Tim taught on worry yesterday in church and it was so good. He shared that the definition of worry is to divide the mind or to strangle and knot up. None of those seems desirable yet worry is almost akin to a spiritual discipline for some.
One of our favourite books to read to our kids when they are little is Bedtime For Frances. Frances is a badger with a very vivid imagination. Frances is not a fan of bedtime and she finds many excuses to avoid actually laying down and going to sleep. One episode involves her being convinced there is a monster in the corner and she works herself into a tizzy. After being sent back to bed for the umpteenth time, Frances realizes that the monster that seemed so large is just actually her little bathrobe which has cast a shadow. Not much to actually be afraid of!!
One of the most powerful things that Tim shared yesterday (in my humble opinion ;O) ) was when he said that worry gives a small thing a big shadow! I loved that because it is so true. Worry causes us to take something that is often times not even a big issue and allow it to cast a much bigger shadow than it should be capable of casting. Even if it is a big issue in our lives, we can still be tempted to let it take on a life of its own by not reigning our minds in the way we should.
When you look at the true meaning of worry, it really does seem counter-productive. We are causing ourselves to have a divided mind and be strangled and tied up by worry instead of trusting that the Lord is in control and is taking care of us. We have to wrestle thru in our hearts and come to the conclusion that either He is trustworthy or he is not. It doesn't mean we're not ever going to have concerns or worrisome thoughts, but we can choose to not pitch a tent, make a fire and camp out in the midst of that worry.
And which of you by worrying can add a single hour to his life’s span?

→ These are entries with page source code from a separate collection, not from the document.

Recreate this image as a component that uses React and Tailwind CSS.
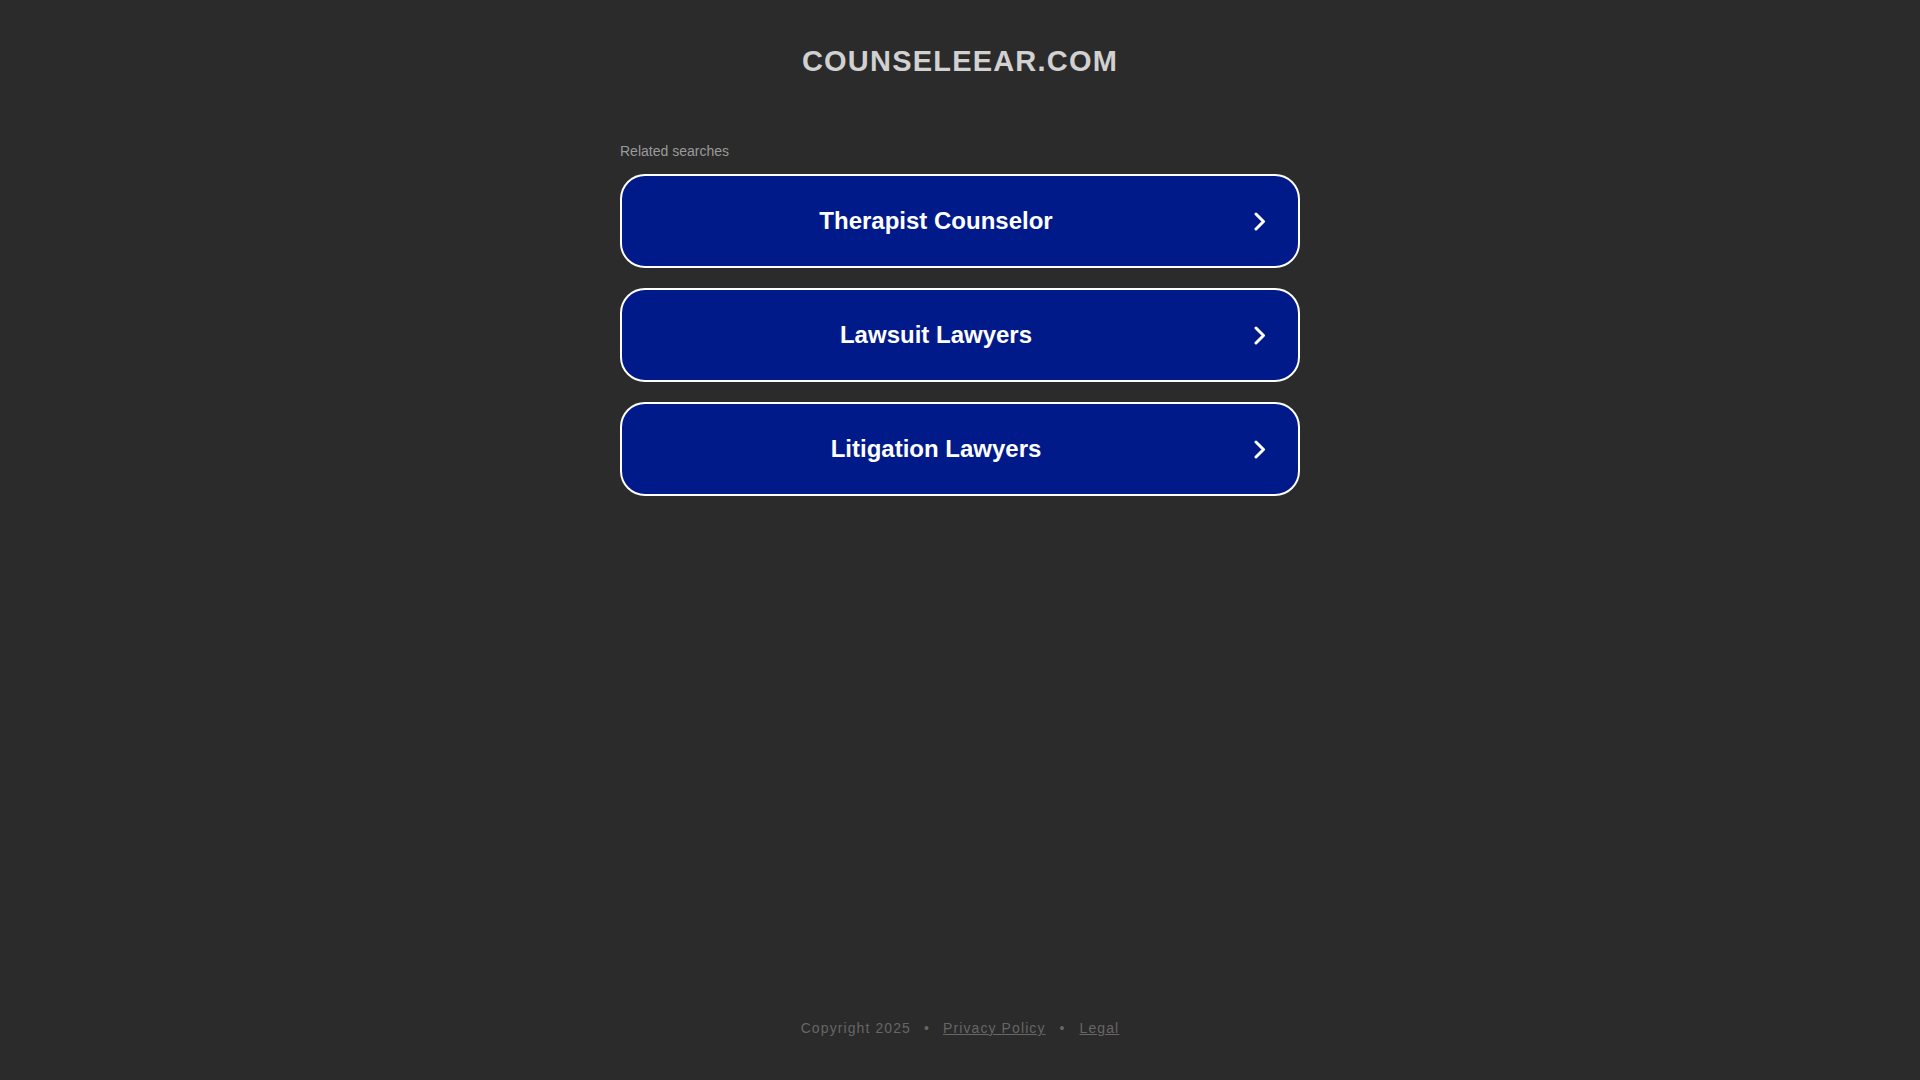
const links = ['Therapist Counselor', 'Lawsuit Lawyers', 'Litigation Lawyers']

export default function App() {
  return (
    <div
      className="flex min-h-screen flex-col items-center bg-[#2b2b2b]"
      style={{ fontFamily: '"Liberation Sans", Arial, sans-serif' }}
    >
      <h1 className="pt-[43px] text-[29px] font-bold leading-[36px] tracking-[1.2px] text-[#d1d1d1]">
        COUNSELEEAR.COM
      </h1>

      <div className="mt-[64px] w-[680px]">
        <p className="mb-[15px] text-[14px] leading-[16px] text-[#9a9a9a]">Related searches</p>
        <div className="flex flex-col gap-[20px]">
          {links.map((t) => (
            <a
              key={t}
              href="#"
              className="flex h-[94px] items-center rounded-[25px] border-2 border-white bg-[#011a8a] pl-[20px] pr-[32px]"
            >
              <span className="flex-1 text-center text-[24px] font-bold text-white">{t}</span>
              <svg className="ml-[24px]" width="12" height="19" viewBox="0 0 12 19" fill="none">
                <polyline points="2,2 9.5,9.5 2,17" stroke="white" strokeWidth="3" strokeLinecap="round" strokeLinejoin="round" />
              </svg>
            </a>
          ))}
        </div>
      </div>

      <footer className="mt-auto pb-[44px] text-[14px] leading-[16px] tracking-[1.1px] text-[#666]">
        <span>Copyright 2025</span>
        <span className="mx-[13px]">•</span>
        <a href="#" className="underline">Privacy Policy</a>
        <span className="mx-[14px]">•</span>
        <a href="#" className="underline">Legal</a>
      </footer>
    </div>
  )
}
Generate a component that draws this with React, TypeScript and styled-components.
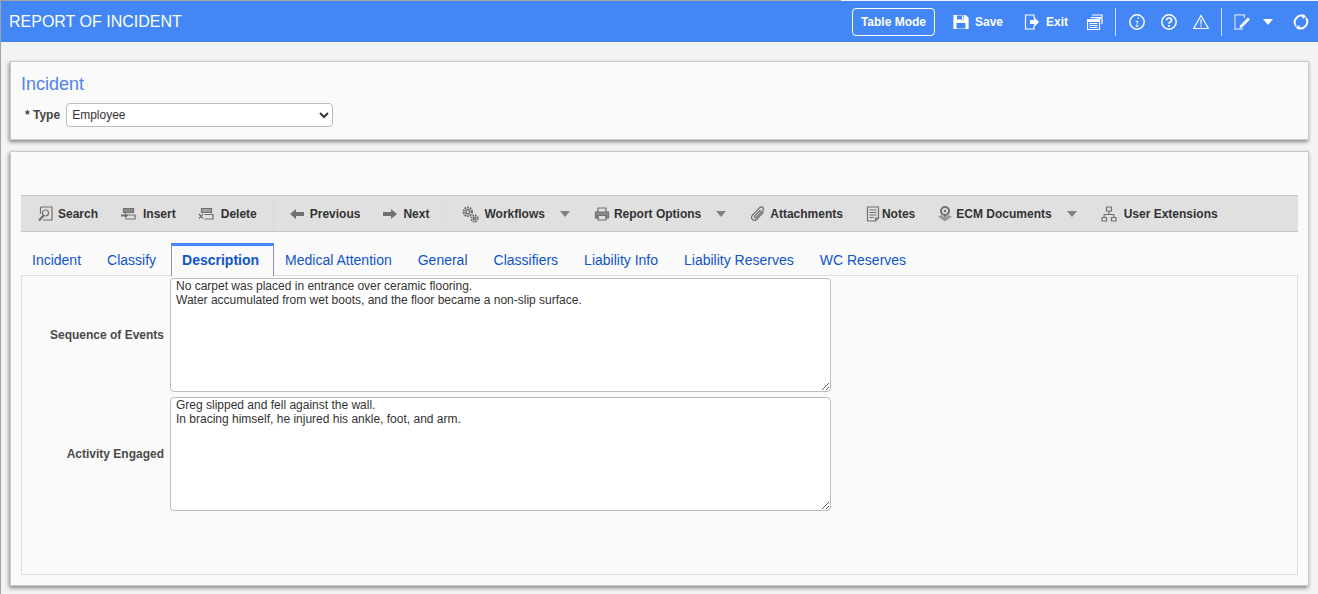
import React from "react";
import styled, { createGlobalStyle } from "styled-components";

const Global = createGlobalStyle`
  html, body { margin: 0; padding: 0; height: 100%; background: #f2f3f5; overflow: hidden; }
  body { font-family: "Liberation Sans", Arial, sans-serif; }
`;

const Page = styled.div`
  position: relative;
  height: 594px;
  box-sizing: border-box;
  border-left: 1px solid #a3a3a3;
  padding-top: 1px;
  background: #f2f3f5;
  &::before {
    content: "";
    position: absolute;
    left: 0;
    top: 0;
    width: 840px;
    height: 1px;
    background: #a3a3a3;
  }
`;

const Header = styled.header`
  height: 41px;
  background: #4287f5;
  display: flex;
  align-items: center;
  justify-content: space-between;
  color: #fff;
`;
const Title = styled.h1`
  margin: 0 0 0 8px;
  font-size: 16px;
  font-weight: 400;
  letter-spacing: 0;
`;
const HeaderTools = styled.div`
  display: flex;
  align-items: center;
  padding-right: 9px;
`;
const ModeButton = styled.button`
  box-sizing: border-box;
  width: 83px;
  height: 28px;
  padding: 0;
  margin-right: 18px;
  border: 1px solid #fff;
  border-radius: 4px;
  background: transparent;
  color: #fff;
  font: 700 12px "Liberation Sans", Arial, sans-serif;
`;
const HeaderAction = styled.span<{ $mr: number }>`
  display: flex;
  align-items: center;
  gap: 6px;
  margin-right: ${(p) => p.$mr}px;
  font-size: 12px;
  font-weight: 700;
`;
const HeaderDivider = styled.span<{ $mr: number }>`
  width: 1px;
  height: 28px;
  background: #cfe0fb;
  margin-right: ${(p) => p.$mr}px;
`;
const WhiteCaret = styled.span`
  width: 0;
  height: 0;
  margin-right: 20px;
  border-left: 5px solid transparent;
  border-right: 5px solid transparent;
  border-top: 6px solid #fff;
`;

const Panel = styled.section<{ $top: number }>`
  box-sizing: border-box;
  margin: ${(p) => p.$top}px 9px 0 9px;
  background: #fafafa;
  border: 1px solid #c9c9c9;
  box-shadow: -1px 2px 4px rgba(0, 0, 0, 0.45);
`;
const TypePanel = styled(Panel)`
  height: 79px;
  padding: 12px 10px 0;
`;
const MainPanel = styled(Panel)`
  height: 435px;
  padding: 43px 10px 0;
`;
const Heading = styled.h2`
  margin: 0;
  font-size: 18px;
  line-height: 20px;
  font-weight: 400;
  color: #4f83ea;
`;
const TypeRow = styled.div`
  display: flex;
  align-items: center;
  margin-top: 9px;
  padding-left: 4px;
`;
const TypeLabel = styled.label`
  font-size: 12px;
  font-weight: 700;
  color: #444;
  margin-right: 6px;
`;
const TypeSelect = styled.select`
  box-sizing: border-box;
  width: 267px;
  height: 24px;
  padding: 0 1px;
  border: 1px solid #bdbdbd;
  border-radius: 4px;
  background: #fff;
  color: #333;
  font: 12px "Liberation Sans", Arial, sans-serif;
`;

const Toolbar = styled.div`
  box-sizing: border-box;
  height: 37px;
  display: flex;
  align-items: center;
  padding-left: 5px;
  background: #e0e0e0;
  border-top: 1px solid #c6c6c6;
  border-bottom: 1px solid #c6c6c6;
`;
const Tool = styled.span`
  display: flex;
  align-items: center;
  padding: 0 11px;
  font-size: 12px;
  font-weight: 700;
  color: #333;
  white-space: nowrap;
`;
const ToolIcon = styled.span<{ $w: number }>`
  display: flex;
  width: ${(p) => p.$w}px;
`;
const ToolDivider = styled.span`
  width: 1px;
  height: 34px;
  margin: 0 4px 0 5px;
  background: #d8dadd;
`;
const GrayCaret = styled.span`
  width: 0;
  height: 0;
  margin: 1px 13px 0 4px;
  border-left: 5px solid transparent;
  border-right: 5px solid transparent;
  border-top: 6px solid #808080;
`;

const Tabs = styled.nav`
  display: flex;
  align-items: flex-end;
  height: 32px;
  margin-top: 11px;
`;
const Tab = styled.a<{ $active?: boolean }>`
  box-sizing: border-box;
  height: ${(p) => (p.$active ? 33 : 32)}px;
  margin-right: ${(p) => (p.$active ? 0 : 4)}px;
  margin-bottom: ${(p) => (p.$active ? -1 : 0)}px;
  padding: ${(p) => (p.$active ? "6px 14px 0 10px" : "9px 11px 0")};
  font-size: 14px;
  line-height: 16px;
  font-weight: ${(p) => (p.$active ? 700 : 400)};
  color: #0f55c8;
  background: ${(p) => (p.$active ? "#fafafa" : "transparent")};
  border-top: ${(p) => (p.$active ? "3px solid #4287f5" : "none")};
  border-left: ${(p) => (p.$active ? "1px solid #8496ad" : "none")};
  border-right: ${(p) => (p.$active ? "1px solid #8496ad" : "none")};
  position: relative;
`;
const TabBody = styled.div`
  box-sizing: border-box;
  height: 300px;
  padding-top: 2px;
  border: 1px solid #d6dfe8;
  display: grid;
  grid-template-columns: 148px 661px;
  grid-auto-rows: 114px;
  row-gap: 5px;
  align-items: center;
`;
const FieldLabel = styled.label`
  padding-right: 6px;
  text-align: right;
  font-size: 12px;
  font-weight: 700;
  color: #4a4a4a;
`;
const Memo = styled.textarea`
  box-sizing: border-box;
  display: block;
  width: 661px;
  height: 114px;
  padding: 0 5px;
  border: 1px solid #bdbdbd;
  border-radius: 4px;
  background: #fff;
  color: #333;
  font: 12px/14px "Liberation Sans", Arial, sans-serif;
  outline: none;
`;

const Glyph = styled.svg<{ $c: string }>`
  display: block;
  flex: none;
  fill: none;
  stroke: ${(p) => p.$c};
  stroke-width: 1.2;
`;

type IconProps = { c: string; children: React.ReactNode; size?: number };
const I = ({ c, children, size = 16 }: IconProps) => (
  <Glyph $c={c} width={size} height={size} viewBox="0 0 16 16">
    {children}
  </Glyph>
);
const W = "#fff";
const G = "#707070";

const SaveIcon = () => (
  <I c={W}>
    <path d="M1 1.5h11.5L15 4v10.5H1z" fill={W} />
    <path d="M4 1.5h7v4H4z" fill="#4287f5" stroke="none" />
    <path d="M3.5 9h9v5.5h-9z" fill="#4287f5" stroke="none" />
    <path d="M9 2.3h1.5v2.6H9z" fill={W} stroke="none" />
  </I>
);
const ExitIcon = () => (
  <I c={W}>
    <path d="M10 4V1H1.500v14H10v-3" />
    <path d="M6 6h4V3l5 5-5 5v-3H6z" fill={W} stroke="none" />
  </I>
);
const CopyIcon = () => (
  <I c={W}>
    <path d="M5 1h10v9" />
    <path d="M3.500 3.500h10v1.500" fill={W} />
    <path d="M.5 5.500h12v10H.5z" />
    <path d="M.5 5.500h12v2H.5z" fill={W} />
    <path d="M2.500 9.500h8M2.500 11.500h8M2.500 13.500h8" />
  </I>
);
const InfoIcon = () => (
  <I c={W}>
    <circle cx="8" cy="8" r="7.200" strokeWidth="1.500" />
    <path d="M8.700 3.200h1.300v1.500H8.500zM6.500 7h2.700l-1.100 4.800H9.500l-.2 1H6.500l.2-1h.6l.9-3.800h-1z" fill={W} stroke="none" />
  </I>
);
const HelpIcon = () => (
  <I c={W}>
    <circle cx="8" cy="8" r="7.200" strokeWidth="1.500" />
    <path d="M5.500 6.300C5.500 4.800 6.600 4 8 4s2.600.8 2.600 2.200c0 1.800-2.600 1.800-2.600 3.600" strokeWidth="1.700" />
    <path d="M7.100 11h1.800v1.800H7.100z" fill={W} stroke="none" />
  </I>
);
const WarnIcon = () => (
  <I c={W}>
    <path d="M8 1.500 15.300 14.500H.7z" />
    <path d="M7.300 5.500h1.400L8.400 11h-.8zM7.300 11.700h1.400v1.400H7.300z" fill={W} stroke="none" />
  </I>
);
const EditIcon = () => (
  <I c={W}>
    <path d="M10.500 4V.8H1v14.400h8" stroke="#cfe0fb" />
    <path d="M5.500 14.500l.5-3L14 3.500l2 2-8 8z" fill={W} stroke="none" />
  </I>
);
const RefreshIcon = () => (
  <I c={W}>
    <path d="M3 12A6.500 6.500 0 0 1 11 2.300" strokeWidth="2" />
    <path d="M13 4A6.500 6.500 0 0 1 5 13.700" strokeWidth="2" />
    <path d="M9.500 0l4 2.500-4 2.500zM6.500 11l-4 2.500 4 2.500z" fill={W} stroke="none" />
  </I>
);

const SearchIcon = () => (
  <I c={G}>
    <path d="M3.500 1h11.500v13H6" />
    <circle cx="8.500" cy="7" r="3" />
    <path d="M6.500 9.500 2 14.500" strokeWidth="2" />
    <path d="M3.500 1v7" />
  </I>
);
const InsertIcon = () => (
  <I c={G}>
    <path d="M3.500 2.500h10v4h-10z" fill="#8a8a8a" />
    <path d="M6.500 9h8.500v4H5" />
    <path d="M1 8.500h4V6.500l3 3-3 3v-2H1z" fill={G} stroke="none" />
  </I>
);
const DeleteIcon = () => (
  <I c={G}>
    <path d="M3.500 2.500h10v4h-10z" fill="#a0a0a0" />
    <path d="M6.500 8.500h8.500v4.500H6.500" />
    <path d="M1 8l4 4.500M5 8l-4 4.500" />
  </I>
);
const BackIcon = () => (
  <I c={G}>
    <path d="M1 8l6-5v3h8v4H7v3z" fill={G} stroke="none" />
  </I>
);
const ForwardIcon = () => (
  <I c={G}>
    <path d="M15 8 9 3v3H1v4h8v3z" fill={G} stroke="none" />
  </I>
);
const GearsIcon = () => (
  <I c={G} size={18}>
    <circle cx="6" cy="6" r="3.800" strokeWidth="1.800" strokeDasharray="1.600 .8" />
    <circle cx="6" cy="6" r="1.800" />
    <circle cx="12" cy="12" r="2.800" strokeWidth="1.800" strokeDasharray="1.400 .8" />
    <circle cx="12" cy="12" r="1" />
  </I>
);
const PrinterIcon = () => (
  <I c={G}>
    <path d="M4 6V2h8v4" />
    <path d="M1.500 6h13v6H12V9.500H4V12H1.500z" fill="#8a8a8a" />
    <path d="M4 9.500h8V14H4z" />
  </I>
);
const ClipIcon = () => (
  <I c={G}>
    <path d="M13.500 6 7 13c-1.500 1.500-3.500 1.500-4.600.4C1.300 12.300 1.400 10.400 2.700 9l7-7.300c1-1 2.300-1 3.100-.2.900.9.800 2.100-.1 3L6.300 11.300c-.5.500-1.200.5-1.600.1-.4-.4-.3-1 .2-1.600L10.500 4" />
  </I>
);
const NotesIcon = () => (
  <I c={G}>
    <path d="M2.500 1h11v11l-3 3h-8z" />
    <path d="M4.500 4h7M4.500 6.500h7M4.500 9h7M4.500 11.500h4" />
    <path d="M13.500 12h-3v3" />
  </I>
);
const EcmIcon = () => (
  <I c={G}>
    <circle cx="8" cy="5" r="4" strokeWidth="2" />
    <circle cx="8" cy="5" r="1.200" fill={G} stroke="none" />
    <path d="M8 9v4" strokeWidth="1.500" />
    <path d="M1 10.500l4-1.500 3 3 3-3 4 1.500L8 15.500z" fill="#9a9a9a" stroke="none" />
  </I>
);
const TreeIcon = () => (
  <I c={G}>
    <path d="M5.500 1h5v4h-5zM1 11.500h4.500v3.500H1zM10.500 11.500H15v3.500h-4.500z" />
    <path d="M8 5v3.500M3.200 11.500v-3h9.600v3" />
  </I>
);

const tabs = ["Incident", "Classify", "Description", "Medical Attention", "General", "Classifiers", "Liability Info", "Liability Reserves", "WC Reserves"];

export default function App() {
  return (
    <Page>
      <Global />
      <Header>
        <Title>REPORT OF INCIDENT</Title>
        <HeaderTools>
          <ModeButton>Table Mode</ModeButton>
          <HeaderAction $mr={21}><SaveIcon />Save</HeaderAction>
          <HeaderAction $mr={19}><ExitIcon />Exit</HeaderAction>
          <HeaderAction $mr={12}><CopyIcon /></HeaderAction>
          <HeaderDivider $mr={13} />
          <HeaderAction $mr={16}><InfoIcon /></HeaderAction>
          <HeaderAction $mr={16}><HelpIcon /></HeaderAction>
          <HeaderAction $mr={12}><WarnIcon /></HeaderAction>
          <HeaderDivider $mr={12} />
          <HeaderAction $mr={13}><EditIcon /></HeaderAction>
          <WhiteCaret />
          <HeaderAction $mr={0}><RefreshIcon /></HeaderAction>
        </HeaderTools>
      </Header>

      <TypePanel $top={19}>
        <Heading>Incident</Heading>
        <TypeRow>
          <TypeLabel>* Type</TypeLabel>
          <TypeSelect defaultValue="Employee">
            <option>Employee</option>
            <option>Non-Employee</option>
          </TypeSelect>
        </TypeRow>
      </TypePanel>

      <MainPanel $top={11}>
        <Toolbar>
          <Tool><ToolIcon $w={21}><SearchIcon /></ToolIcon>Search</Tool>
          <Tool><ToolIcon $w={23}><InsertIcon /></ToolIcon>Insert</Tool>
          <Tool><ToolIcon $w={23}><DeleteIcon /></ToolIcon>Delete</Tool>
          <ToolDivider />
          <Tool><ToolIcon $w={21}><BackIcon /></ToolIcon>Previous</Tool>
          <Tool><ToolIcon $w={21}><ForwardIcon /></ToolIcon>Next</Tool>
          <ToolDivider />
          <Tool><ToolIcon $w={23}><GearsIcon /></ToolIcon>Workflows</Tool>
          <GrayCaret />
          <Tool><ToolIcon $w={20}><PrinterIcon /></ToolIcon>Report Options</Tool>
          <GrayCaret />
          <Tool><ToolIcon $w={20}><ClipIcon /></ToolIcon>Attachments</Tool>
          <Tool><ToolIcon $w={17}><NotesIcon /></ToolIcon>Notes</Tool>
          <Tool><ToolIcon $w={19}><EcmIcon /></ToolIcon>ECM Documents</Tool>
          <GrayCaret />
          <Tool><ToolIcon $w={23}><TreeIcon /></ToolIcon>User Extensions</Tool>
        </Toolbar>
        <Tabs>
          {tabs.map((t) => (
            <Tab key={t} $active={t === "Description"}>{t}</Tab>
          ))}
        </Tabs>
        <TabBody>
          <FieldLabel>Sequence of Events</FieldLabel>
          <Memo defaultValue={"No carpet was placed in entrance over ceramic flooring.\nWater accumulated from wet boots, and the floor became a non-slip surface."} />
          <FieldLabel>Activity Engaged</FieldLabel>
          <Memo defaultValue={"Greg slipped and fell against the wall.\nIn bracing himself, he injured his ankle, foot, and arm."} />
        </TabBody>
      </MainPanel>
    </Page>
  );
}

Lord, I don't want to be a woman who allows worry and the cares of the world to define me. I don't want to allow a small thing to cast any big shadows in my life. May I choose to take my thoughts captive and filter everything thru the lens of your sovereignty and care. Help me not be found with a divided mind for then I shall be unstable in all my ways and that is truly no way to live. May I choose to live in the shadow of the cross rather than the shadow of my fears!!